Essa anistia começou com a redação da Constituição de
1988, com a instauração da prerrogativa de foro. Você tinha um Congresso
que deu a si mesmo o estatuto de constituinte para a redação da
Constituição. Mas aqueles que estavam já no Congresso e que delinquiram
durante muito tempo, sabiam que uma vez instituído o poder civil, eles
não teriam mais possibilidade de chantagear os generais, de enfrentar de
novo um reequilíbrio dos poderes. A introdução da prerrogativa de foro
foi um habeas corpus preventivo que todos fizeram. O foro ajudou a
aumentar o preço da corrupção, da chantagem do Legislativo sobre o
Executivo. O foro tem de ser estendido a chefes dos Três Poderes,
inclusive por questão de segurança nacional. Agora, no atacada, é um
incentivo à delinquência.
Como o sr. avalia a disposição do presidente do Senado, Renan Calheiros (PMDB-AL), de modificar a lei de abuso de autoridade?

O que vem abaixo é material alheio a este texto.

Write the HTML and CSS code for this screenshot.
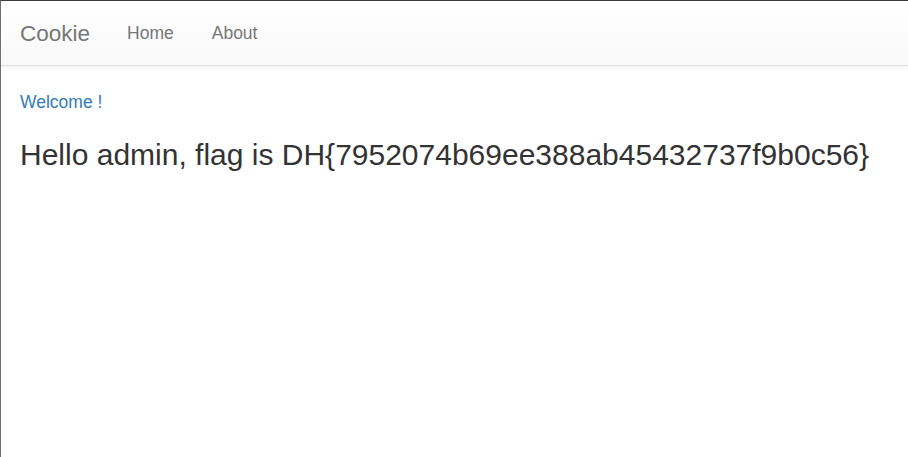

O Renan não é um político qualquer. Ele tem, talvez só o
Lula ou Fernando Henrique Cardoso tenham, essa agilidade mental para
construir cenários que são semiverdadeiros e semimentirosos. Nesse caso,
eles está usando um fato que tem fundo de verdade, mas aplicado ao que
não é verdadeiro. Está tentando blindar os políticos, a começar por ele
mesmo, usando esse defeito do relacionamento do Estado brasileiro com a
cidadania, você tem um Estado que privilegia quem está do lado do
serviço publico e não quem está pagando pelo serviço público.
Procuradores e juízes deveriam estar submetidos a crime de responsabilidade?
Essa questão deveria aparecer em outro contexto e não
nesse de retaliação à Operação Lava Jato. Sim, é preciso que todo aquele
que está a serviço do público tenha consciência de que não é superior
ao público, mas que é um servidor do público. Achei bonito, embora um
tanto demagógica, a fala da ministra Cármen Lúcia em sua cerimônia de
posse: ‘Sua excelência, o povo’. Isso é o que nossos políticos, nossos
juízes esquecem. O título de excelência é o título do povo, que é
emprestado temporariamente para essas pessoas. Aqui no Brasil não há o
exercício pleno do respeito à soberania popular.
Como vida de ostentação do ex-governador Sérgio Cabral com dinheiro público, segundo a PF, alcança a população?
Isso causa uma revolta muito grande, mas uma revolta
que não conseguiu até hoje, a não ser em 2013 ou 2014, se traduzir em
movimento de rua bem organizado. Esses dois movimentos não se traduziram
em mudanças nos partidos políticos, pelo contrário. Os partidos estão
totalmente alheios ao que ocorre com a população. Segundo pesquisa
recente, parte da população brasileira não é que não confia nas
instituições republicanas, ela não confia na democracia. O problema é
que você não tem nem à esquerda ou à direita movimentos de partidos
capazes de capitalizar essas massas e transformá-las em energia política
para mudar a máquina do Estado. Estamos retomando esse movimento do
parafuso que criou as ditaduras. Você não está conseguindo produzir
líderes democratas capazes de movimentar massas. É aí quando surgem as
lideranças conservadores ou fascistas.
*QUEM É ROBERTO ROMANO: Natural de Jaguapitã (PR), é
doutor em filosofia e professor de Ética Política no Instituto de
Filosofia e Ciências Humanas da Unicamp. Durante a ditadura, fez parte
do grupo Juventude Estudantil Católica, passou pelo Convento dos
Dominicanos em Juiz de Fora (MG), foi interrogado e preso pelo Dops, em
São Paulo, tendo se aproximado de referências da luta contra o regime
militar como Frei Betto. É casado com a socióloga Maria Sylvia de
Carvalho Franco, pesquisadora das raízes da violência no Brasil.